Disclaimer: Since it is easy temptation to conflate one’s intentions when taking a class with what students take away from it, I’ll try to stick to reporting how the class unfolded.
I had five images on a pen drive by way of ‘class material’ as I headed for my first session at Chowringhee High School on December 7th. That and a sense of some notions the students seemed to hold firmly (from my observations in a class I had previously sat in for) that I wanted to encourage them to re-view/treat with doubt. I also hoped to engage them in discussion that would encourage criticality in their perceptions of these events and help them step beyond a disengaged token sympathy with a specific race—an easy tendency that often solidifies into what are at heart, race-driven stereotypes (I had already heard opinions such as ‘All jews are gentle’, ‘Jews are shrewd’, ‘Jews are all somehow more intelligent than others’ from the students and one of their teachers previously).
What I did not have was confidence that any of this would ‘work’.
A few of the students waited for their history teacher to look elsewhere before raising their hands in response to my question. I’d asked how many of them dislike history. Unsurprisingly, the reasons mostly centred on ‘Too many dates!’ and ‘But it all happened so long ago and far away’s.
Who are they?
Jews. Europeans? Humans, one safe player said. ‘They seem to be school students during tiffin break’, in response to the second. When I shared that these were SS workers (or more familiar to the students, Nazis), they were horrified. Were they laughing and on a picnic because they were evil and knew that Jews were being gassed to death, a few of the students wondered aloud, their teacher was convinced. But what does that have to do with a picnic, others argued. I’d chosen these images specifically to introduce some doubt into the concrete myth the students seemed to have painted out of fascism: a giant repulsive monster emblazoned with Nazi swastikas that always arrives with a drumroll and exterminates innocent races irrationally, a series of vile acts only evil inhuman people could perform and most importantly, an element of a past too far back to really affect our lives.
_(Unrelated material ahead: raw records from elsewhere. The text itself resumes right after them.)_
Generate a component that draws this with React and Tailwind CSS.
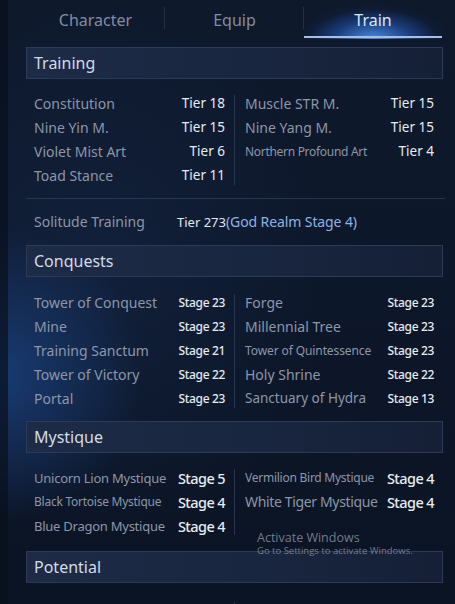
import React from "react";

function Row({ label, value, ls = "text-[14px]", vs = "text-[14px]", vc = "text-[#e6ebf2]" }) {
  return (
    <div className="flex h-[24px] items-center justify-between whitespace-nowrap">
      <span className={ls + " leading-none text-[#8c96a8]"}>{label}</span>
      <span className={vs + " leading-none " + vc}>{value}</span>
    </div>
  );
}

function Header({ title }) {
  return (
    <div className="ml-[26px] mr-[12px] flex h-[32px] items-center border border-[#2a3a57] bg-[linear-gradient(90deg,#1d2b47_0%,#19263f_55%,#152037_100%)] pl-[7px]">
      <span className="text-[16px] leading-none text-[#d3dbe7]">{title}</span>
    </div>
  );
}

function TwoCol({ left, right, divY = "my-[3px]" }) {
  return (
    <div className="flex pl-[34px]">
      <div className="w-[191px]">{left}</div>
      <div className={"ml-[9px] mr-[10px] w-px bg-[#27354e] " + divY} />
      <div className="w-[189px]">{right}</div>
    </div>
  );
}

export default function App() {
  const stage = "text-[12px] font-medium tracking-[-0.35px]";
  const mys = "text-[14.5px] font-medium tracking-[-0.6px]";
  return (
    <div
      className="relative h-[604px] w-[455px] overflow-hidden bg-[linear-gradient(180deg,#0e192c_0%,#0d172a_45%,#0b1424_100%)]"
      style={{ fontFamily: '"Noto Sans", "Open Sans", sans-serif' }}
    >
      {/* background glows */}
      <div className="pointer-events-none absolute inset-0 bg-[radial-gradient(ellipse_45%_35%_at_0%_62%,rgba(35,95,190,0.5),transparent_70%)]" />
      <div className="pointer-events-none absolute inset-0 bg-[radial-gradient(ellipse_70%_60%_at_20%_45%,rgba(30,60,110,0.25),transparent_75%)]" />
      <div className="pointer-events-none absolute left-0 top-0 h-full w-[8px] bg-[#09101d]/70" />

      <div className="relative">
        {/* Tabs */}
        <div className="ml-[26px] flex h-[39px] w-[416px]">
          <div className="relative flex w-[139px] items-center justify-center">
            <span className="text-[16px] leading-none text-[#848da0]">Character</span>
            <div className="absolute right-0 top-[7px] h-[22px] w-px bg-[#243046]" />
          </div>
          <div className="relative flex w-[139px] items-center justify-center">
            <span className="text-[16px] leading-none text-[#848da0]">Equip</span>
            <div className="absolute right-0 top-[7px] h-[22px] w-px bg-[#243046]" />
          </div>
          <div className="relative flex w-[138px] items-center justify-center">
            <div className="absolute inset-0 bg-[radial-gradient(ellipse_62%_100%_at_50%_100%,rgba(80,150,245,0.9),rgba(40,95,200,0.5)_45%,rgba(20,50,120,0.12)_75%,transparent_90%)]" />
            <div className="absolute bottom-[1px] left-0 right-0 h-[2px] bg-[#a6bfe4]" />
            <span className="relative text-[16px] leading-none text-[#dbe6f6]">Train</span>
          </div>
        </div>

        {/* Training */}
        <div className="mt-[8px]">
          <Header title="Training" />
        </div>
        <div className="pt-[13px]">
          <TwoCol
            left={
              <>
                <Row label="Constitution" value="Tier 18" vs="text-[13.5px]" />
                <Row label="Nine Yin M." value="Tier 15" vs="text-[13.5px]" />
                <Row label="Violet Mist Art" value="Tier 6" vs="text-[13.5px]" />
                <Row label="Toad Stance" value="Tier 11" vs="text-[13.5px]" />
              </>
            }
            right={
              <>
                <Row label="Muscle STR M." value="Tier 15" vs="text-[13.5px]" />
                <Row label="Nine Yang M." value="Tier 15" vs="text-[13.5px]" />
                <Row label="Northern Profound Art" value="Tier 4" ls="text-[12px] tracking-[-0.3px]" vs="text-[13.5px]" />
              </>
            }
          />
        </div>
        <div className="ml-[26px] mr-[10px] mt-[10px] h-px bg-[#27354e]" />
        <div className="mt-[11px] flex h-[24px] items-center whitespace-nowrap pl-[34px]">
          <span className="w-[143px] text-[14px] leading-none text-[#8c96a8]">Solitude Training</span>
          <span className="text-[13px] leading-none text-[#e2e8f0]">Tier 273</span>
          <span className="text-[14px] leading-none tracking-[-0.1px] text-[#8fb2e6]">(God Realm Stage 4)</span>
        </div>

        {/* Conquests */}
        <div className="mt-[11px]">
          <Header title="Conquests" />
        </div>
        <div className="pt-[14px]">
          <TwoCol
            left={
              <>
                <Row label="Tower of Conquest" value="Stage 23" vs={stage} />
                <Row label="Mine" value="Stage 23" vs={stage} />
                <Row label="Training Sanctum" value="Stage 21" vs={stage} />
                <Row label="Tower of Victory" value="Stage 22" vs={stage} />
                <Row label="Portal" value="Stage 23" vs={stage} />
              </>
            }
            right={
              <>
                <Row label="Forge" value="Stage 23" vs={stage} />
                <Row label="Millennial Tree" value="Stage 23" vs={stage} />
                <Row label="Tower of Quintessence" value="Stage 23" vs={stage} ls="text-[12px] tracking-[-0.1px]" />
                <Row label="Holy Shrine" value="Stage 22" vs={stage} />
                <Row label="Sanctuary of Hydra" value="Stage 13" vs={stage} ls="text-[13.5px]" />
              </>
            }
          />
        </div>

        {/* Mystique */}
        <div className="mt-[10px]">
          <Header title="Mystique" />
        </div>
        <div className="pt-[13px]">
          <TwoCol
            left={
              <>
                <Row label="Unicorn Lion Mystique" value="Stage 5" vs={mys} ls="text-[13px] tracking-[-0.25px]" />
                <Row label="Black Tortoise Mystique" value="Stage 4" vs={mys} ls="text-[12px] tracking-[-0.25px]" />
                <Row label="Blue Dragon Mystique" value="Stage 4" vs={mys} ls="text-[13px] tracking-[-0.25px]" />
              </>
            }
            right={
              <>
                <Row label="Vermilion Bird Mystique" value="Stage 4" vs={mys} ls="text-[12px] tracking-[-0.25px]" />
                <Row label="White Tiger Mystique" value="Stage 4" vs={mys} ls="text-[14px] tracking-[-0.35px]" />
              </>
            }
          />
        </div>

        {/* Potential */}
        <div className="mt-[13px]">
          <Header title="Potential" />
        </div>
        <div className="pt-[16px]">
          <TwoCol
            left={<Row label="Max HP" value="Lv 10" />}
            right={<Row label="DEF" value="Lv 10" />}
          />
        </div>
      </div>

      {/* Activate Windows watermark */}
      <div className="pointer-events-none absolute left-[257px] top-[530px] whitespace-nowrap text-[#9097a3]/80">
        <div className="text-[12.5px] leading-[15px]" style={{ fontFamily: '"Open Sans", "Noto Sans", sans-serif' }}>Activate Windows</div>
        <div className="text-[9.5px] leading-[12px]" style={{ fontFamily: '"Open Sans", "Noto Sans", sans-serif' }}>Go to Settings to activate Windows.</div>
      </div>
    </div>
  );
}
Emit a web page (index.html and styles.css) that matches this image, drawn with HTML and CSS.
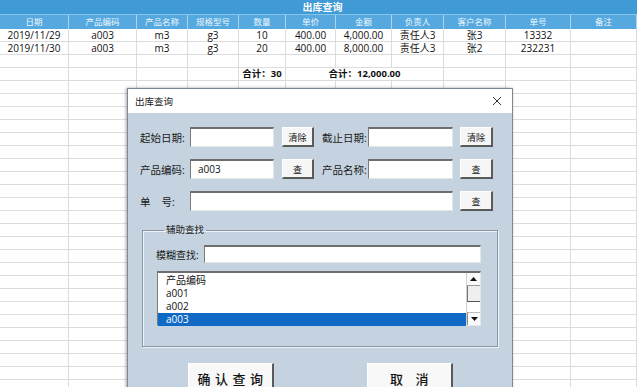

(One of the teachers and I suggested Schindler’s List, The Boy in the Striped Pyjamas and The Reader as mainstream filmic attempts to explore the holocaust through individual narratives set in un-ignorable socio-political contexts.)
The question we moved on to after this discussion was: Can a victim or a survivor of violence also go on to become a perpetrator of violence? Or does the experience of suffering stop such a possibility?
We explored this question in the context of bullying and other experiential examples the students offered up before I shared with them a controversial illustration of Anne Frank in a keffiyeh which was circulated by the Palestinian Solidarity Committee in the form of flyers in March 2018, earning outrage from many members of Jewish communities in South Africa.
‘Why do you think people of the Jewish communities were offended at this image?’ Since the students were barely familiar with Israel or Palestine (understandably, as it does not feature in their syllabus), guessing/imagining an answer to this question was difficult for them. So I asked them what these two names evoked for them. The only fact they were certain of was that Israel was a Jewish state. I next asked why then Israel had not pitched in to help the Jewish during the period of holocaust. While both attending teachers visibly fretted at what they saw as their students’ inadequate ‘gk’, the students thought hard to try and come up with reasons that made sense to them. When through this riddle chase we finally arrived at the answer, that Israel had not existed as a political entity during the second WW and the holocaust, the students seemed taken aback. Nations as dynamic unstable entities was not a familiar idea. This was the point of entrance into a brief but expansive discussion on who, when and out of what, formed Israel, and the lasting and ongoing repercussions of the same. That dates could be more than a pain requiring to be memorized and could be used as markers to link what was happening in different parts of the world, appeared to be a novel notion to the students. Talking about the ideas that go into the construction of a nation, a short digression into where India was located in the context of the holocaust*, and what it means to have a ‘homeland’, we wrapped up the discussion that arose from the question ‘Can a victim or a survivor of violence also go on to become a perpetrator of violence?’, with these two images.
Presenting the students with these, I asked them what they thought these were photos of. Many said that friends and families were watching a football or some sport match together, some were uncertain if it was bright enough to do so, a few expressed confusion at the displaced furniture. When I shared the captions with the students, they fell silent.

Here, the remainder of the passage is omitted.